But if the US economy is that strong, then “why are there widespread concerns America’s financial markets could soon collapse?” asks Liam Halligan in The Sunday Telegraph. The reason is that we’re still in a “post-crash Alice-in-Wonderland world” where “good news is bad news”.
Signs of economic strength mean central banks could curtail their ultra-loose monetary policy sooner rather than later. “That, in turn, spooks financial markets – bloated after years of interest rates nailed to the floor and having gorged on the drip-feed stimulant that is quantitative easing.” Given investors have borrowed heavily since 2008, financial markets are now highly “leveraged”.
Global impact
The US is the world’s most important economy and the interest rates at which the US government can borrow over a certain period – represented by the bond yields – set the tone for markets worldwide. In addition, higher US yields strengthen the dollar as the yields on US assets become more appealing. That “exacerbates the developing headwinds for US earnings”, according to Morgan Stanley, and it will worsen the squeeze on emerging markets, which always suffer as money leaves risky assets and returns to the US.

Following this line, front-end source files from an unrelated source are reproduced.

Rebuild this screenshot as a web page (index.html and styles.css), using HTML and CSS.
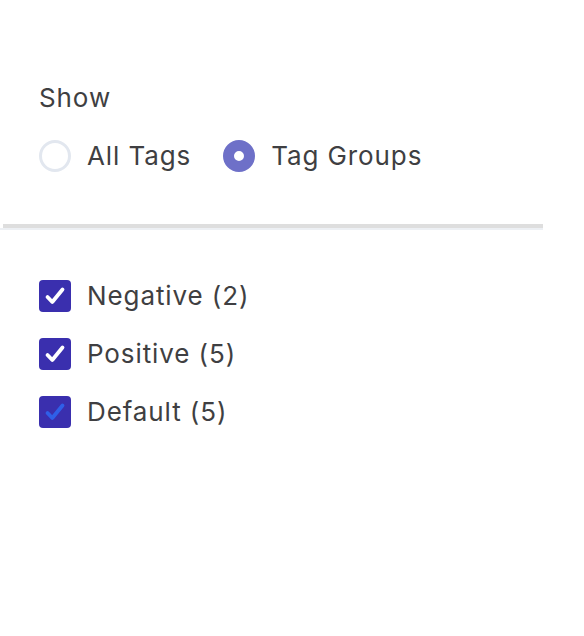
FILE: index.html
```html
<!DOCTYPE html>
<html>
<head>
<meta charset="utf-8">
<link rel="stylesheet" href="styles.css">
</head>
<body>
<div class="panel">
  <section class="show">
    <div class="label">Show</div>
    <div class="radios">
      <label class="radio-item"><span class="radio"></span><span>All Tags</span></label>
      <label class="radio-item"><span class="radio checked"></span><span>Tag Groups</span></label>
    </div>
  </section>
  <div class="divider"><div class="divider-line"></div></div>
  <section class="groups">
    <label class="check-item"><span class="check"><svg viewBox="0 0 32 32"><path d="M8.5 17l4.8 5L23.5 9.5" fill="none" stroke="#fff" stroke-width="3.8" stroke-linecap="round" stroke-linejoin="round"/></svg></span><span>Negative (2)</span></label>
    <label class="check-item"><span class="check"><svg viewBox="0 0 32 32"><path d="M8.5 17l4.8 5L23.5 9.5" fill="none" stroke="#fff" stroke-width="3.8" stroke-linecap="round" stroke-linejoin="round"/></svg></span><span>Positive (5)</span></label>
    <label class="check-item"><span class="check"><svg viewBox="0 0 32 32"><path d="M8.5 17l4.8 5L23.5 9.5" fill="none" stroke="#2f5fe8" stroke-width="3.8" stroke-linecap="round" stroke-linejoin="round"/></svg></span><span>Default (5)</span></label>
  </section>
</div>
</body>
</html>
```
FILE: styles.css
```css
html, body {
  margin: 0;
  padding: 0;
  background: #ffffff;
}
body {
  font-family: Inter, "Noto Sans", sans-serif;
  font-size: 26px;
  letter-spacing: 0.9px;
  color: #3f3f42;
}
.panel {
  padding-top: 80px;
}
.show {
  padding-left: 39px;
}
.label {
  line-height: 36px;
}
.radios {
  display: flex;
  gap: 32px;
  margin-top: 22px;
}
.radio-item {
  display: flex;
  align-items: center;
  gap: 16px;
  line-height: 36px;
}
.radio {
  box-sizing: border-box;
  width: 32px;
  height: 32px;
  border-radius: 50%;
  border: 3px solid #e2e7ef;
  background: #fff;
}
.radio.checked {
  border: 11px solid #6e70c8;
  background: #fff;
}
.divider {
  width: 543px;
  margin-top: 50px;
  border-bottom: 2px solid #edf0f4;
}
.divider-line {
  margin-left: 3px;
  height: 4px;
  background: #dedede;
}
.groups {
  padding-left: 39px;
  padding-top: 48px;
  display: flex;
  flex-direction: column;
  gap: 22px;
}
.check-item {
  display: flex;
  align-items: center;
  gap: 16px;
  line-height: 36px;
}
.check {
  width: 32px;
  height: 32px;
  border-radius: 4px;
  background: #3a2fae;
  display: flex;
}
.check svg {
  width: 32px;
  height: 32px;
}
```
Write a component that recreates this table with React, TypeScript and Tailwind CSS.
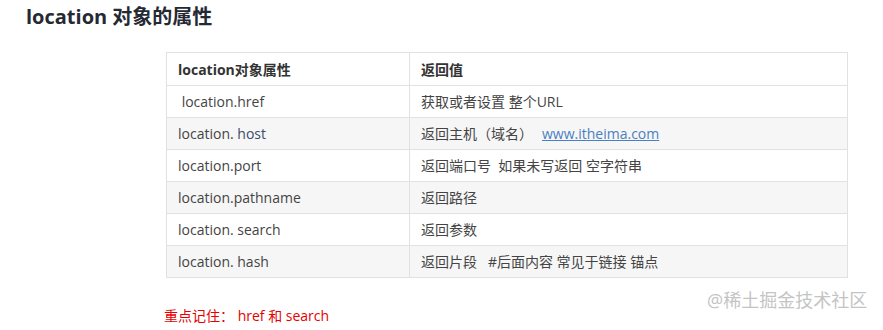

The current bond sell-off may be just a technical “blip”, argue Robin Wigglesworth and Kate Beioley in the Financial Times. Two technical factors probably contributed to the turbulence this week. “US companies hoovered up long-duration bonds ahead of a tax break that expired in mid-September and demand fell after the deadline passed. At the same time, a jump in the cost of hedging dollar exposure (a result of short-term US rate hikes) has meant that US debt is now far less attractive to overseas buyers.
Beware inflation
Yet the medium-term trend is clear, as Halligan points out. More Fed rate rises amid a strong economy will raise long-term rates, depressing bond prices and undermining confidence in stocks as dearer money makes corporate debt pricier and hampers earnings. And look out for a sharp jump in US inflation now wage pressures are rising – witness Amazon’s big wage increase last week. Rising prices would imply unexpectedly rapid interest-rate increases to squeeze out inflation, giving the overleveraged world economy a very nasty surprise.